Test-First Development
Enforce the Red-Green-Refactor cycle. Tests define the contract before implementation begins.
Steps
- Understand the requirement:
- Clarify what the feature/fix should do
- Identify inputs, outputs, edge cases, and error conditions
- Ask clarifying questions if the spec is ambiguous
- Write failing tests (RED):
- Create test file(s) if they don’t exist
- Write test cases that define expected behavior
- Include happy path, edge cases, and error cases
- Tests should be specific and descriptive — test names explain the contract
- Confirm tests fail for the right reason:
- Run the test suite:
npm test,pytest,go test, etc. - Verify failures are “function not found” or “wrong return value” — not syntax errors
- If tests fail for the wrong reason, fix the test first
- Run the test suite:
- Implement minimum code to pass (GREEN):
- Write the simplest code that makes all tests pass
- Do not optimize or generalize yet
- Do not add code that isn’t required by a test
- Confirm all tests pass:
- Run the full test suite
- All new tests must be green
- All existing tests must still pass (no regressions)
- Refactor (REFACTOR):
- Clean up implementation while keeping tests green
- Extract helpers, rename variables, simplify logic
- Run tests after each refactoring step
- Final verification:
- Run full test suite one last time
- Run type checker / linter if applicable
- Show the user the test results and implementation summary
Important
- Never skip the RED step.
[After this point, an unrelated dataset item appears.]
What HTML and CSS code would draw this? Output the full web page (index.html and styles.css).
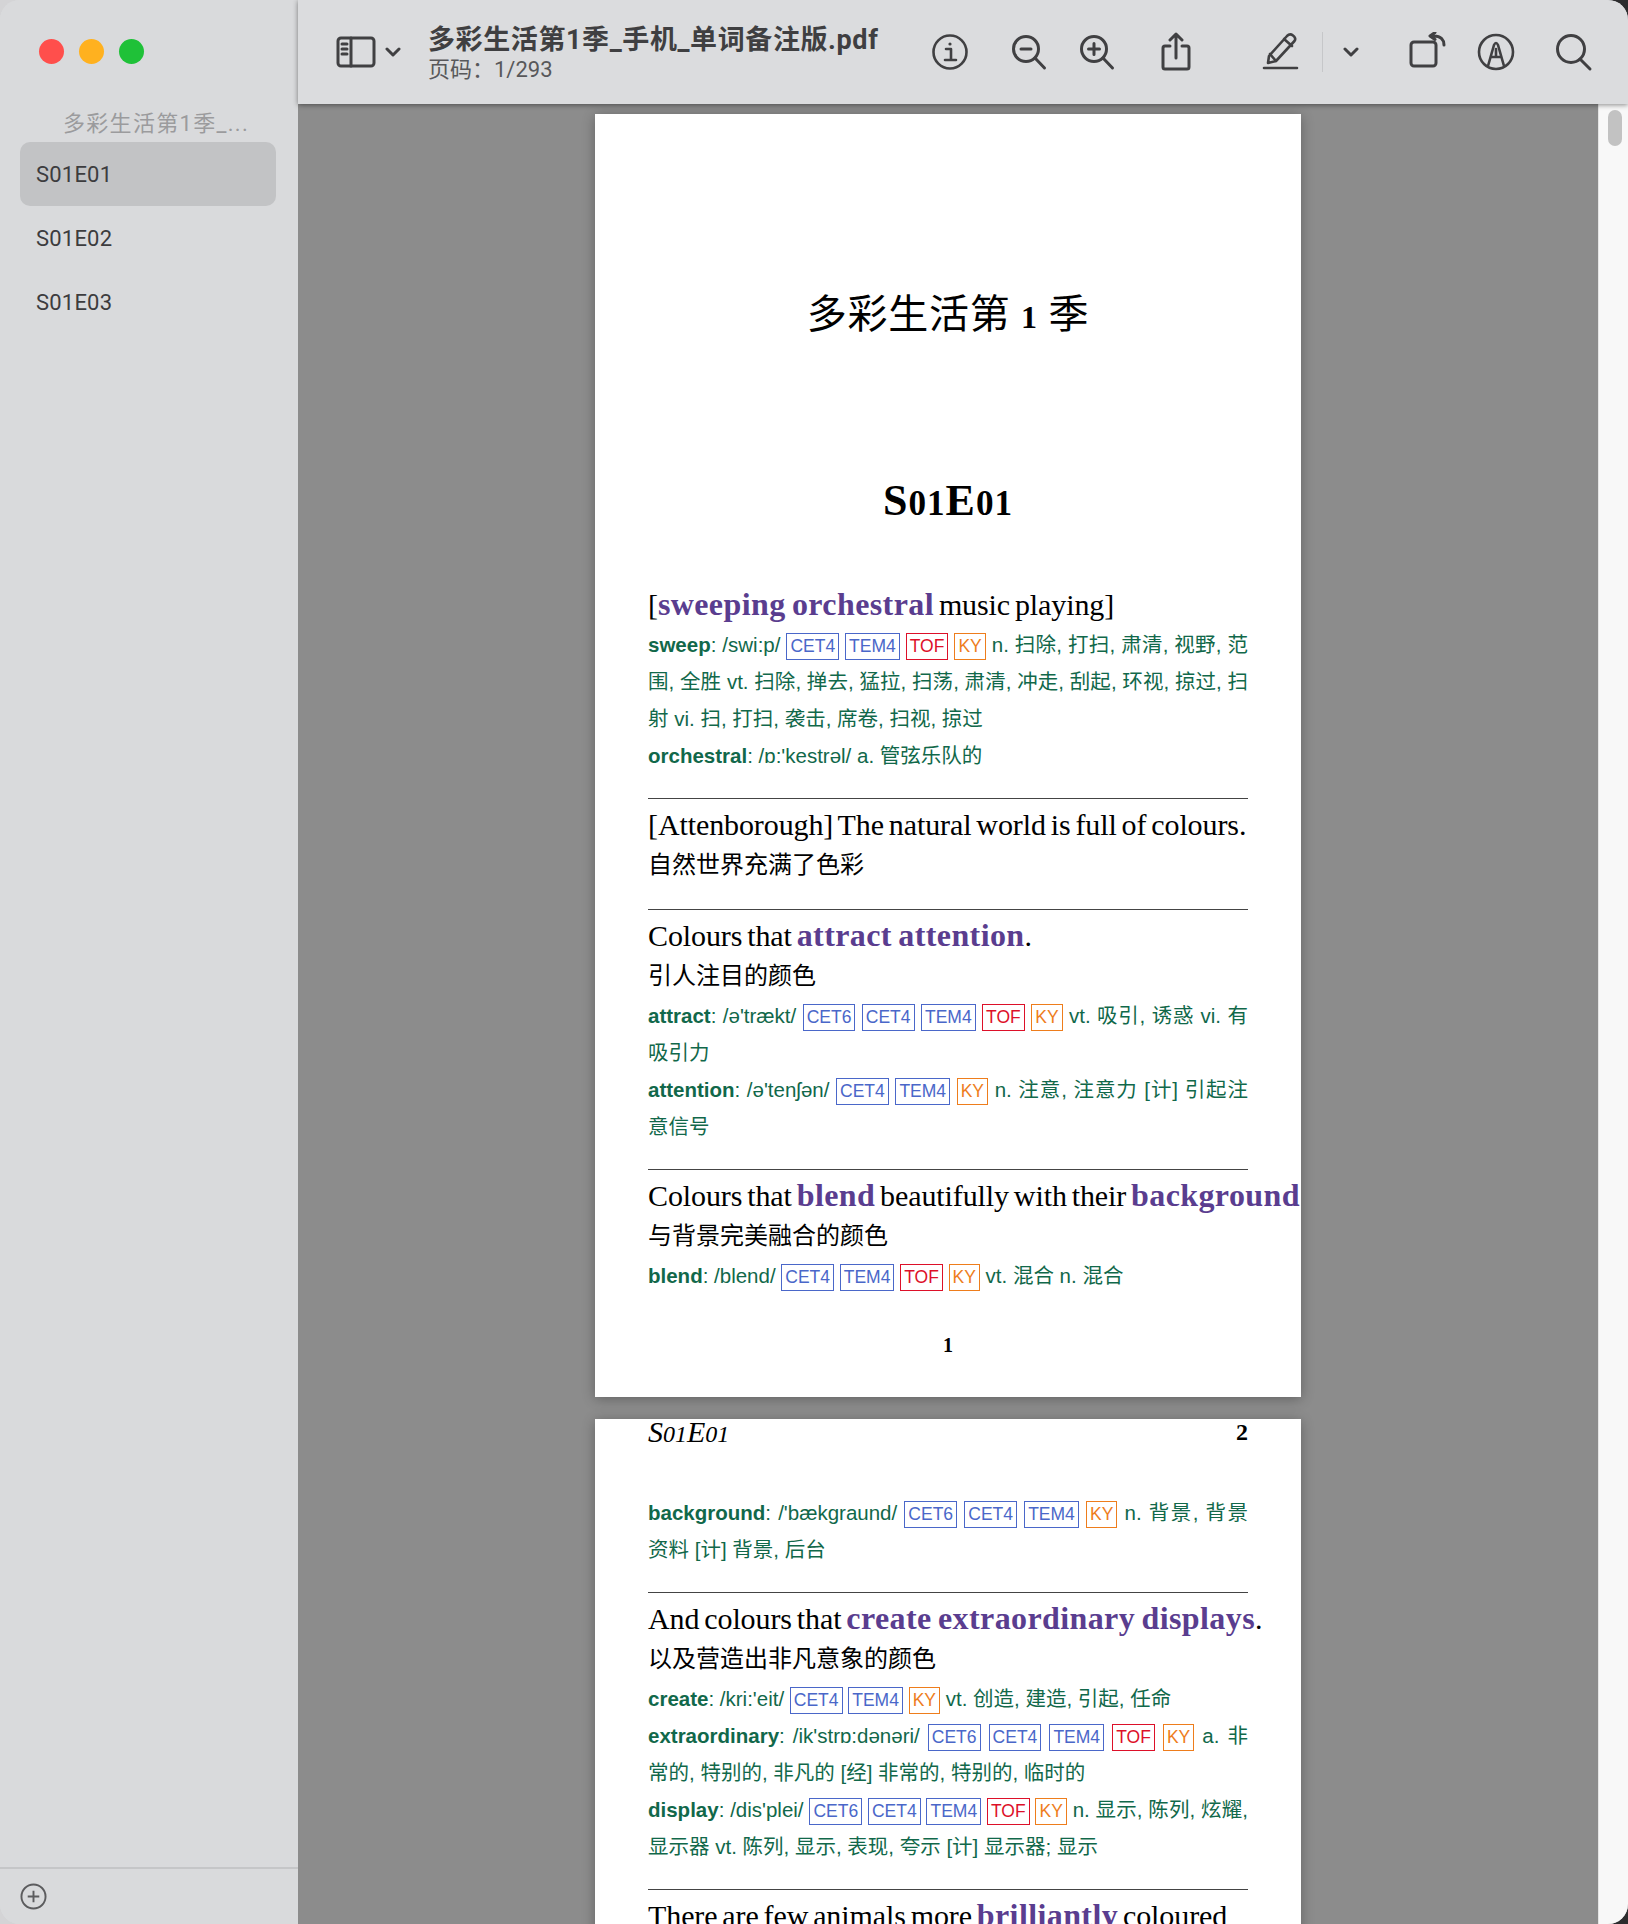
FILE: index.html
```html
<!DOCTYPE html>
<html>
<head>
    <meta charset="utf-8">
    <title>多彩生活第1季_手机_单词备注版.pdf</title>
    <link rel="stylesheet" href="styles.css">
</head>
<body>
    <div class="window">
        <aside class="sidebar">
            <div class="lights">
                <span class="light light-red"></span>
                <span class="light light-amber"></span>
                <span class="light light-green"></span>
            </div>
            <div class="doc-name">多彩生活第1季_...</div>
            <ul class="toc">
                <li class="toc-item selected">S01E01</li>
                <li class="toc-item">S01E02</li>
                <li class="toc-item">S01E03</li>
            </ul>
            <div class="sidebar-foot">
                <svg class="add-icon" viewBox="0 0 28 28"><circle cx="14" cy="14" r="12.5"/><path d="M14 8v12M8 14h12"/></svg>
            </div>
        </aside>

        <main class="main">
            <header class="toolbar">
                <svg class="tool tool-sidebar" viewBox="0 0 40 32"><rect x="2" y="2" width="36" height="28" rx="3"/><path d="M15 2v28M6 8h5M6 13h5M6 18h5"/></svg>
                <svg class="tool tool-chevron" viewBox="0 0 16 12"><path d="M2 3l6 6 6-6"/></svg>
                <div class="doc-title">
                    <div class="doc-file">多彩生活第1季_手机_单词备注版.pdf</div>
                    <div class="doc-page">页码：1/293</div>
                </div>
                <svg class="tool tool-info" viewBox="0 0 40 40"><circle cx="20" cy="20" r="16.5"/><path d="M16 17h5v11M15 28h11"/><circle class="dot" cx="20" cy="12" r="1.6"/></svg>
                <svg class="tool tool-zoomout" viewBox="0 0 40 40"><circle cx="17" cy="17" r="12.5"/><path d="M26 26l9.500 10M12 17h10"/></svg>
                <svg class="tool tool-zoomin" viewBox="0 0 40 40"><circle cx="17" cy="17" r="12.5"/><path d="M26 26l9.500 10M11.500 17h11M17 11.500v11"/></svg>
                <svg class="tool tool-share" viewBox="0 0 40 40"><path d="M14 14h-5a2 2 0 0 0-2 2v19a2 2 0 0 0 2 2h22a2 2 0 0 0 2-2V16a2 2 0 0 0-2-2h-5M20 26V2M14 8l6-6 6 6"/></svg>
                <svg class="tool tool-pen" viewBox="0 0 40 40"><path d="M2 36h33M7 24L25 4c2-2 4-2 6-.5s3 3.500 1.500 5.500L14 29l-8 2zM22 7l8 7M8 22l6 7"/></svg>
                <span class="tool-sep"></span>
                <svg class="tool tool-chevron-2" viewBox="0 0 16 12"><path d="M2 3l6 6 6-6"/></svg>
                <svg class="tool tool-rotate" viewBox="0 0 40 40"><rect x="2" y="10" width="25" height="24" rx="3"/><path d="M35 13c0-5-3-9-10-9M26 .5l-5 3.500 5 3.500"/></svg>
                <svg class="tool tool-markup" viewBox="0 0 40 40"><circle cx="20" cy="20" r="17"/><path d="M12 34l6-21q2-4 4 0l6 21M15 25h10M20 17v8"/></svg>
                <svg class="tool tool-search" viewBox="0 0 40 40"><circle cx="17" cy="17" r="13.500"/><path d="M26 27l10 10"/></svg>
            </header>

            <div class="viewer">
                <div class="pages">
                    <section class="page page-first">
                        <h1 class="book-title">多彩生活第 <b class="onum">1</b> 季</h1>
                        <h2 class="episode">S<span class="onum">01</span>E<span class="onum">01</span></h2>

                        <div class="block">
                            <p class="en">[<b>sweeping orchestral</b> music playing]</p>
                            <p class="word"><b>sweep</b>: /swi:p/ <span class="tag blue">CET4</span> <span class="tag blue">TEM4</span> <span class="tag red">TOF</span> <span class="tag orange">KY</span> n. 扫除, 打扫, 肃清, 视野, 范围, 全胜 vt. 扫除, 掸去, 猛拉, 扫荡, 肃清, 冲走, 刮起, 环视, 掠过, 扫射 vi. 扫, 打扫, 袭击, 席卷, 扫视, 掠过</p>
                            <p class="word"><b>orchestral</b>: /ɒ:'kestrəl/ a. 管弦乐队的</p>
                        </div>

                        <div class="block">
                            <p class="en nowrap">[Attenborough] The natural world is full of colours.</p>
                            <p class="zh">自然世界充满了色彩</p>
                        </div>

                        <div class="block">
                            <p class="en">Colours that <b>attract attention</b>.</p>
                            <p class="zh">引人注目的颜色</p>
                            <p class="word first-word"><b>attract</b>: /ə'trækt/ <span class="tag blue">CET6</span> <span class="tag blue">CET4</span> <span class="tag blue">TEM4</span> <span class="tag red">TOF</span> <span class="tag orange">KY</span> vt. 吸引, 诱惑 vi. 有吸引力</p>
                            <p class="word"><b>attention</b>: /ə'tenʃən/ <span class="tag blue">CET4</span> <span class="tag blue">TEM4</span> <span class="tag orange">KY</span> n. 注意, 注意力 [计] 引起注意信号</p>
                        </div>

                        <div class="block block-last">
                            <p class="en nowrap">Colours that <b>blend</b> beautifully with their <b>background</b></p>
                            <p class="zh">与背景完美融合的颜色</p>
                            <p class="word first-word"><b>blend</b>: /blend/ <span class="tag blue">CET4</span> <span class="tag blue">TEM4</span> <span class="tag red">TOF</span> <span class="tag orange">KY</span> vt. 混合 n. 混合</p>
                        </div>

                        <div class="page-number">1</div>
                    </section>

                    <section class="page">
                        <div class="running-head">
                            <i>S<span class="onum">01</span>E<span class="onum">01</span></i>
                            <b>2</b>
                        </div>

                        <div class="block block-top">
                            <p class="word"><b>background</b>: /'bækgraund/ <span class="tag blue">CET6</span> <span class="tag blue">CET4</span> <span class="tag blue">TEM4</span> <span class="tag orange">KY</span> n. 背景, 背景资料 [计] 背景, 后台</p>
                        </div>

                        <div class="block">
                            <p class="en nowrap">And colours that <b>create extraordinary displays</b>.</p>
                            <p class="zh">以及营造出非凡意象的颜色</p>
                            <p class="word first-word"><b>create</b>: /kri:'eit/ <span class="tag blue">CET4</span> <span class="tag blue">TEM4</span> <span class="tag orange">KY</span> vt. 创造, 建造, 引起, 任命</p>
                            <p class="word"><b>extraordinary</b>: /ik'strɒ:dənəri/ <span class="tag blue">CET6</span> <span class="tag blue">CET4</span> <span class="tag blue">TEM4</span> <span class="tag red">TOF</span> <span class="tag orange">KY</span> a. 非常的, 特别的, 非凡的 [经] 非常的, 特别的, 临时的</p>
                            <p class="word"><b>display</b>: /dis'plei/ <span class="tag blue">CET6</span> <span class="tag blue">CET4</span> <span class="tag blue">TEM4</span> <span class="tag red">TOF</span> <span class="tag orange">KY</span> n. 显示, 陈列, 炫耀, 显示器 vt. 陈列, 显示, 表现, 夸示 [计] 显示器; 显示</p>
                        </div>

                        <div class="block">
                            <p class="en nowrap">There are few animals more <b>brilliantly</b> coloured</p>
                        </div>
                    </section>
                </div>
                <div class="scrollbar"><div class="thumb"></div></div>
            </div>
        </main>
    </div>
</body>
</html>
```

FILE: styles.css
```css
* {
    box-sizing: border-box;
}

html,
body {
    margin: 0;
    padding: 0;
}

/* What shows through the rounded window corners */
body {
    background: linear-gradient(to right, #d4d4d6 50%, #2c2c2e 50%);
}

.window {
    display: flex;
    width: 1628px;
    height: 1924px;
    overflow: hidden;
    border-radius: 20px;
    background: #dadbdd;
    font-family: Roboto, "Noto Sans CJK SC", sans-serif;
}

/* Sidebar */
.sidebar {
    display: flex;
    flex-direction: column;
    flex: 0 0 298px;
    background: #d9dadc;
}

.lights {
    display: flex;
    gap: 15px;
    padding: 39px 0 0 39px;
    height: 104px;
}

.light {
    width: 25px;
    height: 25px;
    border-radius: 50%;
}

.light-red {
    background: #ff4f4c;
}

.light-amber {
    background: #ffb11f;
}

.light-green {
    background: #1fc138;
}

.doc-name {
    height: 38px;
    padding-left: 14px;
    line-height: 40px;
    font-size: 22px;
    letter-spacing: 1.3px;
    color: #9b9b9d;
    text-align: center;
}

.toc {
    flex: 1;
    margin: 0;
    padding: 0 22px 0 20px;
    list-style: none;
}

.toc-item {
    height: 64px;
    padding: 1px 0 0 16px;
    line-height: 64px;
    font-size: 22px;
    letter-spacing: 0.2px;
    color: #3c3c3e;
}

.toc-item.selected {
    border-radius: 10px;
    background: #c2c3c5;
}

.sidebar-foot {
    display: flex;
    align-items: center;
    height: 57px;
    padding-left: 20px;
    border-top: 2px solid #c5c6c8;
}

.add-icon {
    width: 27px;
    height: 27px;
    fill: none;
    stroke: #5c5c5e;
    stroke-width: 2;
}

/* Toolbar */
.main {
    display: flex;
    flex-direction: column;
    flex: 1;
    min-width: 0;
}

.toolbar {
    display: flex;
    align-items: center;
    flex: 0 0 104px;
    background: #dbdcde;
    position: relative;
    z-index: 2;
    box-shadow: 0 1px 5px rgba(0, 0, 0, 0.45);
}

.tool {
    flex: none;
    width: 40px;
    height: 40px;
    fill: none;
    stroke: #404042;
    stroke-width: 3;
    stroke-linecap: round;
    stroke-linejoin: round;
}

.tool .dot {
    fill: #404042;
    stroke: none;
}

.tool-sidebar {
    width: 40px;
    height: 32px;
    margin-left: 38px;
}

.tool-chevron {
    width: 16px;
    height: 12px;
    margin-left: 9px;
    stroke-width: 3;
}

.doc-title {
    width: 460px;
    margin-left: 27px;
    color: #3f3f41;
}

.doc-file {
    padding-top: 1px;
    font-size: 27px;
    font-weight: 700;
    letter-spacing: 0.6px;
    line-height: 34px;
}

.doc-page {
    font-size: 22px;
    line-height: 26px;
    color: #58585a;
}

.tool-info {
    margin-left: 42px;
    stroke-width: 2.600;
}

.tool-zoomout {
    margin-left: 39px;
}

.tool-zoomin {
    margin-left: 28px;
}

.tool-share {
    margin-left: 39px;
}

.tool-pen {
    margin-left: 66px;
    stroke-width: 2.600;
}

.tool-sep {
    flex: none;
    width: 1px;
    height: 40px;
    margin-left: 20px;
    background: #c6c7c9;
}

.tool-chevron-2 {
    width: 16px;
    height: 12px;
    margin-left: 20px;
}

.tool-rotate {
    margin-left: 50px;
}

.tool-markup {
    margin-left: 27px;
    stroke-width: 2.600;
}

.tool-search {
    margin-left: 38px;
}

/* Pages */
.viewer {
    display: flex;
    flex: 1;
    min-height: 0;
    overflow: hidden;
    background: #8c8c8c;
}

.pages {
    display: flex;
    flex-direction: column;
    align-items: center;
    gap: 22px;
    flex: 1;
    padding-top: 10px;
}

.page {
    flex: none;
    width: 706px;
    height: 1283px;
    padding: 0 53px;
    background: #fff;
    color: #000;
    box-shadow: 0 2px 12px rgba(0, 0, 0, 0.3);
    font-family: "Liberation Serif", "Noto Sans CJK SC", serif;
}

.page-first {
    padding-top: 176px;
}

.book-title {
    margin: 0;
    font-size: 40px;
    font-weight: 400;
    letter-spacing: 0.7px;
    line-height: 50px;
    text-align: center;
}

.episode {
    margin: 134px 0 50px;
    font-size: 44px;
    letter-spacing: 1px;
    line-height: 50px;
    text-align: center;
}

.onum {
    font-size: 0.8em;
}

.block {
    padding: 6px 0 24px;
    border-bottom: 1px solid #444;
}

.block-last {
    border-bottom: 0;
}

.block-top {
    padding-top: 0;
}

.en,
.zh,
.word {
    margin: 0;
}

.en {
    margin-bottom: 2px;
    font-size: 30px;
    letter-spacing: -0.1px;
    line-height: 39px;
    word-spacing: -2.500px;
}

.en b {
    font-size: 32px;
    letter-spacing: 0.4px;
    line-height: 1;
    word-spacing: -2px;
    color: #5a3d8f;
}

.nowrap {
    white-space: nowrap;
}

.zh {
    font-size: 24px;
    line-height: 39px;
}

.word {
    font-family: "Liberation Sans", "Noto Sans CJK SC", sans-serif;
    font-size: 20.500px;
    line-height: 37px;
    color: #11684a;
    text-align: justify;
}

.first-word {
    margin-top: 1px;
}

.tag {
    display: inline-block;
    height: 27px;
    padding: 0 3px;
    border: 1px solid;
    font-size: 17.500px;
    line-height: 25px;
}

.tag.blue {
    color: #4a67c9;
}

.tag.red {
    color: #dd1029;
}

.tag.orange {
    color: #ee7d1c;
}

.page-number {
    margin-top: 15px;
    font-size: 20px;
    font-weight: 700;
    line-height: 24px;
    text-align: center;
}

.running-head {
    display: flex;
    justify-content: space-between;
    margin-bottom: 47px;
    font-size: 30px;
    line-height: 26px;
}

.running-head b {
    font-size: 24px;
}

.scrollbar {
    flex: 0 0 30px;
    padding: 6px 6px 0 9px;
    background: #f8f8f8;
    border-left: 1px solid #e4e4e4;
}

.thumb {
    height: 36px;
    border-radius: 8px;
    background: #c2c2c2;
}
```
If you can’t write a failing test first, you don’t understand the requirement well enough.
- Never write implementation before tests exist. The test defines the contract.
- Keep tests fast. Prefer unit tests over integration tests where possible.
- One behavior per test. Each test should verify exactly one thing.
- Test names are documentation. Use descriptive names:
should_return_404_when_user_not_found.